But Eric Trump, the son of the famous real estate mogul, is confident the project will happen.
While the property already hosts a nine-hole course designed by Arnold Palmer, further development can’t occur until a special-use permit is approved by the county and the legal requirements of a conservation easement are addressed.
“We want [the course] to be the best,” said Eric Trump, president of Trump Winery and executive vice president of development and acquisitions for his father Donald Trump’s New York-based company. “Just as we have the best and most luxurious assets at other Trump National Golf Courses, we want to have that in Charlottesville.”
Trump met with Albemarle planning staff in a pre-application meeting in June and said he’s been in contact with the Virginia Outdoors Foundation, which holds a conservation easement on the property.

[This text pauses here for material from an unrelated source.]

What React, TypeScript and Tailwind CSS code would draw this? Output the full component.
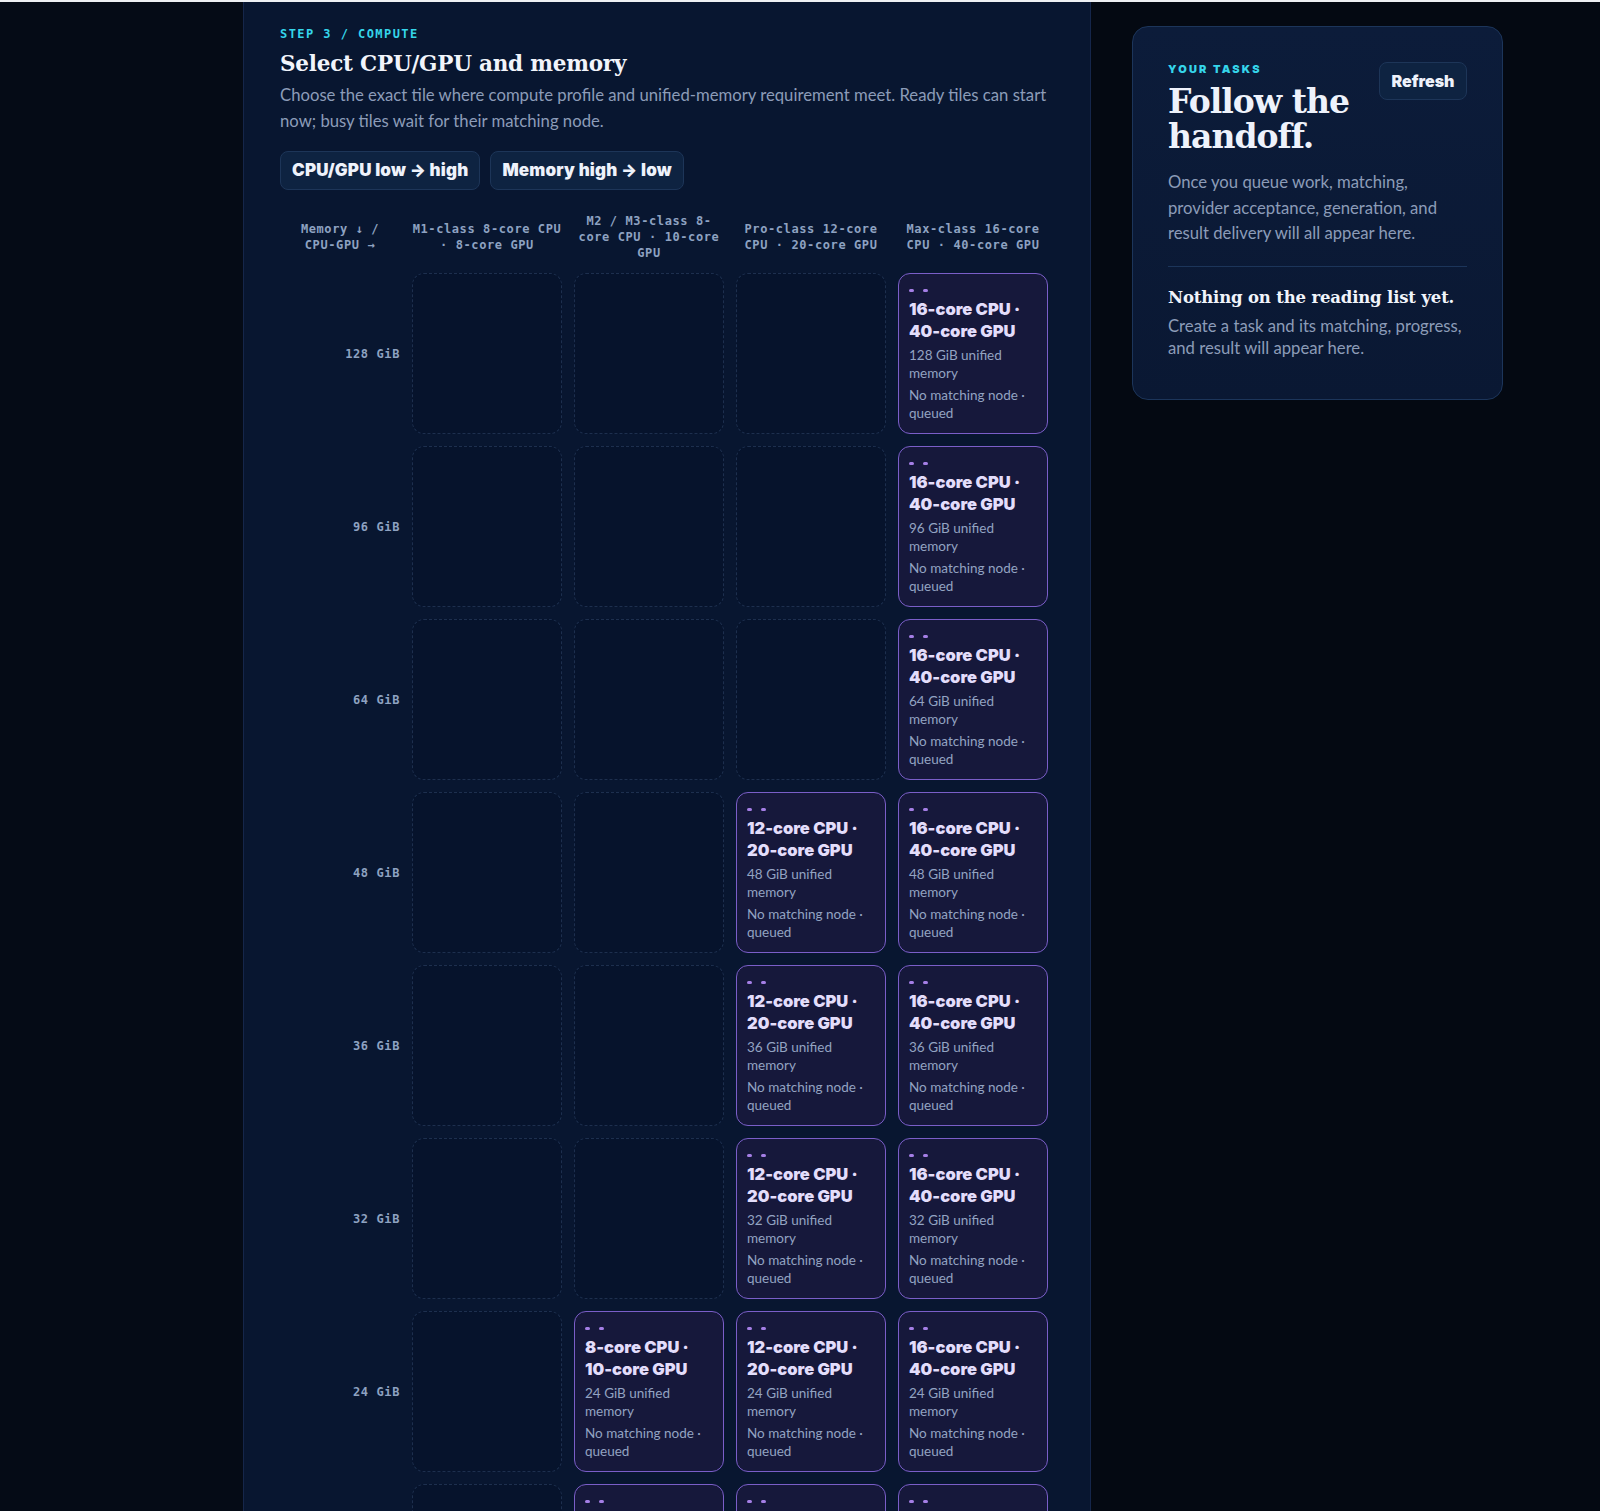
import React from "react";

const columns = [
  { label: "M1-class 8-core CPU · 8-core GPU", cpu: "8-core CPU", gpu: "8-core GPU" },
  { label: "M2 / M3-class 8-core CPU · 10-core GPU", cpu: "8-core CPU", gpu: "10-core GPU" },
  { label: "Pro-class 12-core CPU · 20-core GPU", cpu: "12-core CPU", gpu: "20-core GPU" },
  { label: "Max-class 16-core CPU · 40-core GPU", cpu: "16-core CPU", gpu: "40-core GPU" },
];

// which columns have a tile per memory row
const rows = [
  { mem: 128, filled: [false, false, false, true] },
  { mem: 96, filled: [false, false, false, true] },
  { mem: 64, filled: [false, false, false, true] },
  { mem: 48, filled: [false, false, true, true] },
  { mem: 36, filled: [false, false, true, true] },
  { mem: 32, filled: [false, false, true, true] },
  { mem: 24, filled: [false, true, true, true] },
  { mem: 16, filled: [false, true, true, true] },
];

const mono = "font-['DejaVu_Sans_Mono','Liberation_Mono',monospace]";
const serif = "font-['DejaVu_Serif','Liberation_Serif',serif]";
const heavy = "font-['Inter','Lato',sans-serif] font-black";

function BusyTile({ cpu, gpu, mem }: { cpu: string; gpu: string; mem: number }) {
  return (
    <div className="h-[161px] rounded-xl border-[1.5px] border-[#7a5ec8] bg-[#16183b] px-[10px] pt-[11px]">
      <div className="flex h-[10px] items-center gap-[9px]">
        <span className="h-[3px] w-[5px] rounded-full bg-[#a57fe6]" />
        <span className="h-[3px] w-[5px] rounded-full bg-[#a57fe6]" />
      </div>
      <div className={`${heavy} mt-[3px] text-[16.5px] leading-[22px] text-[#e3ddfb]`}>
        {cpu} ·<br />
        {gpu}
      </div>
      <div className="mt-[5px] text-[13.5px] leading-[17.5px] text-[#93a3c2]">{mem} GiB unified memory</div>
      <div className="mt-[5px] text-[13.5px] leading-[17.5px] text-[#93a3c2]">No matching node · queued</div>
    </div>
  );
}

function EmptyTile() {
  return <div className="h-[161px] rounded-xl border border-dashed border-[#1d2f4e] bg-[#06132c]" />;
}

export default function App() {
  return (
    <div className="min-h-screen bg-[#040912] font-['Lato','Noto_Sans',sans-serif]">
      <div className="h-[2px] bg-[#eef0f3]" />
      <div className="flex items-start">
        {/* left gutter */}
        <div className="w-[243px] shrink-0 self-stretch bg-[#050b16]" />

        {/* compute step */}
        <main className="w-[848px] shrink-0 border-x border-[#15264a] bg-[#081630] pb-10 pl-[36px] pr-[36px] pt-[24px]">
          <div className={`${mono} text-[12px] font-bold leading-4 tracking-[0.12em] text-[#35d5ea]`}>
            STEP 3 / COMPUTE
          </div>
          <h2 className={`${serif} mt-[6px] text-[21.5px] font-bold leading-8 tracking-[-0.01em] text-[#f1f4fb]`}>
            Select CPU/GPU and memory
          </h2>
          <p className="mt-[3px] text-[16.7px] leading-[25.5px] text-[#8c9cb8]">
            Choose the exact tile where compute profile and unified-memory requirement meet. Ready tiles can start
            now; busy tiles wait for their matching node.
          </p>

          <div className="mt-[17px] flex gap-[10px]">
            <button className={`${heavy} h-[39px] rounded-lg border border-[#1d3558] bg-[#0e2341] px-[11px] text-[17px] tracking-[0.01em] text-[#eef2fb]`}>
              CPU/GPU low → high
            </button>
            <button className={`${heavy} h-[39px] rounded-lg border border-[#1d3558] bg-[#0e2341] px-[11px] text-[17px] tracking-[0.01em] text-[#eef2fb]`}>
              Memory high → low
            </button>
          </div>

          <div className="mt-[23px] grid grid-cols-[120px_repeat(4,150px)] gap-[12px]">
            <div className={`${mono} flex h-[48px] items-center justify-center text-center text-[12px] font-bold leading-4 tracking-[0.05em] text-[#8ea2c1]`}>
              Memory ↓ /<br />CPU-GPU →
            </div>
            {columns.map((c) => (
              <div
                key={c.label}
                className={`${mono} flex h-[48px] items-center justify-center text-center text-[12px] font-bold leading-4 tracking-[0.05em] text-[#8ea2c1]`}
              >
                {c.label}
              </div>
            ))}

            {rows.map((r) => (
              <React.Fragment key={r.mem}>
                <div className={`${mono} flex h-[161px] items-center justify-end text-[12px] font-bold tracking-[0.05em] text-[#8ea2c1]`}>
                  {r.mem} GiB
                </div>
                {r.filled.map((f, i) =>
                  f ? (
                    <BusyTile key={i} cpu={columns[i].cpu} gpu={columns[i].gpu} mem={r.mem} />
                  ) : (
                    <EmptyTile key={i} />
                  )
                )}
              </React.Fragment>
            ))}
          </div>
        </main>

        {/* tasks card */}
        <aside className="ml-[41px] mt-[24px] w-[371px] shrink-0 rounded-2xl border border-[#1c355a] bg-gradient-to-b from-[#0c1c3a] to-[#0a1833] px-[35px] pb-[40px] pt-[35px]">
          <div className="flex items-start justify-between gap-4">
            <div>
              <div className={`${heavy} text-[11px] leading-[14px] tracking-[0.2em] text-[#35d5ea]`}>YOUR TASKS</div>
              <h1 className={`${serif} mt-2 text-[33px] font-bold leading-[35px] tracking-[-0.03em] text-[#eef2fb]`}>
                Follow the handoff.
              </h1>
            </div>
            <button className={`${heavy} h-[38px] w-[88px] shrink-0 rounded-lg border border-[#1d3558] bg-[#0e2341] text-[16px] text-[#eef2fb]`}>
              Refresh
            </button>
          </div>
          <p className="mt-[16px] text-[16.7px] leading-[25.5px] text-[#8c9cb8]">
            Once you queue work, matching, provider acceptance, generation, and result delivery will all appear here.
          </p>
          <div className="mt-[19px] h-px bg-[#1c355a]" />
          <div className={`${serif} mt-[17px] whitespace-nowrap text-[16.5px] font-bold leading-7 tracking-[-0.01em] text-[#f1f4fb]`}>
            Nothing on the reading list yet.
          </div>
          <p className="mt-[3px] text-[16.7px] leading-[22px] text-[#8c9cb8]">
            Create a task and its matching, progress, and result will appear here.
          </p>
        </aside>
      </div>
    </div>
  );
}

“Trump is going to have to have a two-pronged approach to satisfy the requirements of both entities,” said Rex Linville, the Piedmont Environmental Council’s land conservation officer for Albemarle County.
The easement and special-use permit “are two very different things,” Linville said.
In a memo from Albemarle officials to Trump’s attorney, county staff said terms of the conservation easement will have to be met for the county to back the permit. A letter from the outdoors foundation stating that the proposal is consistent with the easement will be required with the permit application, wrote David Benish, Albemarle’s planning chief.
Foundation Executive Director Bob Lee declined to comment on the status of the review.
An April 2011 letter to Trump said the foundation disagrees with his interpretation of the easement. Trump does not have “an absolute right” to build a golf course on the property, the foundation said.
Foundation policy has opposed easements “on properties that would be used for a commercial golf course,” wrote Tracy Campbell, the foundation’s stewardship specialist.
The easement limits commercial activities, specifying that “temporary or seasonal outdoor activities” cannot “permanently alter the physical appearance of the property.”
In April, foundation representatives met with Trump representatives and Ed Russo, an environmental consultant who has worked with Trump on golf course projects in Florida, Virginia, New Jersey and Scotland.
A foundation memo describing the meeting says Russo “discussed the fact that their golf course projects are typically like nature preserves and environmentally sensitive projects.”
Russo said “the environmental hurdles are significant and very tough, and we think we can more than exceed them.”
“There is a new approach to golf courses which takes environmental impacts into account during the entire process—design, construction and the management and maintenance of the course after it is completed,” Russo said. “Golf is an interesting land-use option because it provides opportunities to actually improve the land.”
The initial review by Albemarle officials identifies questions facing a special-use permit application.
“Traffic impacts of the proposal will be one of the more significant issues that will need to be evaluated and addressed as part of the review of the Special Use Permit,” the memo says.
Questions also are raised about the scale of the operation. Officials ask for specific plans related to food service, lodging and the use of the estate’s almost 18,000-square-foot Albemarle House.
“It would obviously be the clubhouse,” Trump said. “It’s an exceptional house, its overlooking acres of vines and the Blue Ridge Mountains.”
Trump said “prudent” steps are being taken to address traffic concerns.
“We would very much take a minimalist approach and let the land speak for itself,” Trump said. “Quite frankly, I think you would only hurt the asset if you moved tremendous earth.”
Once Trump submits its special use permit application, they will be required to hold a meeting “to inform the surrounding community of the proposal.” Benish specified that such a meeting should be held within 30 days of the submission of Trump’s plans.